Il cambiamento climatico influisce anche sul comportamento delle locuste, afferma un nuovo studio, che punta il dito contro particolari condizioni meteo come venti e forti piogge, capaci di dar vita a devastanti sciami ampi e sincronizzati. Uno scenario già fin da ora apocalittico. Per la Fao le locuste sono “gli insetti nocivi migratori più distruttivi del mondo”. Un solo sciame può contenere decine di milioni di individui ed espandersi per 2400 kmq. Sono le locuste del deserto, una piaga nota fin dai tempi antichi in alcune zone – soprattutto Nordafrica, Medio Oriente e Asia, ma anche le coste italiane possono essere interessate.
Negli ultimi anni le locuste sono sempre più numerose e devastanti, impattando fortemente sulla sicurezza alimentare locale e globale (in molte aree dove si produce grano) e sull’economia. Secondo la Banca mondiale, tra il 2003 e il 2005 nella sola Africa occidentale la lotta contro le locuste costò oltre 450 milioni di dollari, con una perdita stimata per le colture di 2,5 miliardi. In un solo giorno, le locuste possono distruggere raccolti sufficienti a sfamare 35mila persone, spesso già povere. “Centinaia di migliaia di locuste distruggono i raccolti in una nazione [l’Afghanistan] in cui nove famiglie su 10 già lottano per procurarsi il cibo”, titolava Al Jazeera nel giugno 2023. Contadini già colpiti da eventi meteorologici estremi devono fare i conti anche con le invasioni di questi insetti, “sempre più difficili da prevenire e controllare”, denuncia il recente studio pubblicato su Science Advances.
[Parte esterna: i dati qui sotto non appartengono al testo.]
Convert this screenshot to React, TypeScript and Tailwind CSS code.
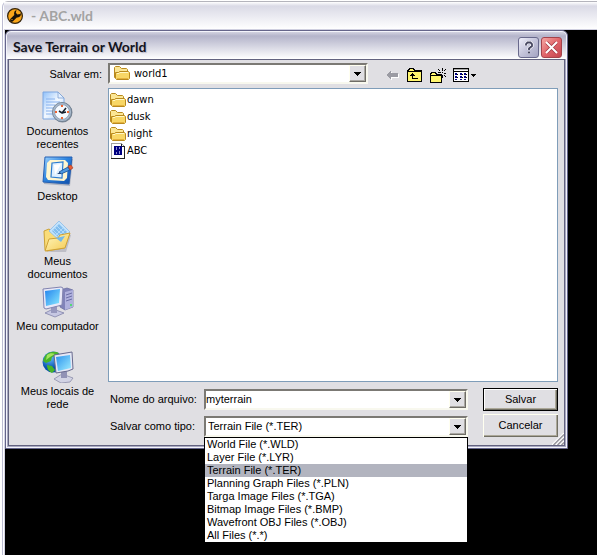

Fenomeni estremi – Per capire come mai gli eventi distruttivi si stiano intensificando i ricercatori hanno esaminato un ampio database della Fao, il Locust Hub, per tracciare il numero di invasioni in 36 paesi in un periodo di 35 anni (1985-2020). Su 48 paesi interessati, 10 avevano subito i peggiori attacchi – tra questi Marocco, Niger, Yemen e Pakistan. Il picco nel 2019 e 2020 in Africa Orientale: qui gli insetti devastarono centinaia di migliaia di ettari, non risparmiando nessuna forma di vegetazione. I ricercatori hanno poi incrociato questi dati con quelli meteorologici. Risultato? “La forte correlazione suggerisce che le aree battute da piogge forti hanno più probabilità di essere colpite dalle invasioni di locuste”.
Da solitari a gregari – Tutto ruota intorno alla biologia di questi insetti, solitari nella stagione secca, ma gregari quando si moltiplicano grazie alle piogge, che da una parte favoriscono lo sviluppo e la schiusa delle uova deposte nella sabbia e dall’altra stimolano la vegetazione, di cui poi si nutrono le giovani locuste uscite dall’uovo fino a diventare adulte. Allora questi insetti formano grandi sciami che il vento sposta lontano. Le condizioni di vento e piogge forti, spiegano i ricercatori, favoriscono anche invasioni sincronizzate: enormi sciami partono insieme da punti diversi, devastando intere regioni. Come avvenne nel 2003, quando scattarono quattro invasioni separate in Mauritania, Mali, Niger e Sudan, propagatesi poi in altri paesi.
Scenari preoccupanti – Lo studio conferma l’alto rischio di paesi come Kenya e Marocco, già soggetti alle invasioni di locuste, ma pure l’aumento del rischio per territori finora poco toccati, come il Corno d’Africa, la Penisola Arabica e il confine indo-pakistano. Infatti le locuste amano le zone aride colpite da forti acquazzoni. Fu così che nel 2019 il deserto di Rub’ al Khali, nella Penisola arabica, di solito risparmiato, subì un attacco in seguito a dei cicloni che lasciarono pozze di acqua. Il futuro? Anche peggio. Gli scienziati hanno elaborato due possibili scenari futuri, tra il 2065 e il 2100. Quello “buono”: se le emissioni calano, l’area di diffusione delle locuste aumenterà del 5%; ma andando avanti così toccherà ad aree finora abbastanza indenni come India occidentale, Iran, Afghanistan e Turkmenistan. A rischio è il futuro alimentare.
E in Italia? “Con le alte temperature estive che si spingono oltre i 40 gradi è boom di insetti in campi, frutteti, orti e giardini con sciami di cavallette, cimici asiatiche, coleotteri giapponesi, ragni, afidi e forficule che danneggiano la frutta, le foglie, le piante e il mais già colpite dalla grave siccità”, scriveva Il Punto Coldiretti a giugno 2022. Cosa aspettiamo ancora, le locuste del deserto?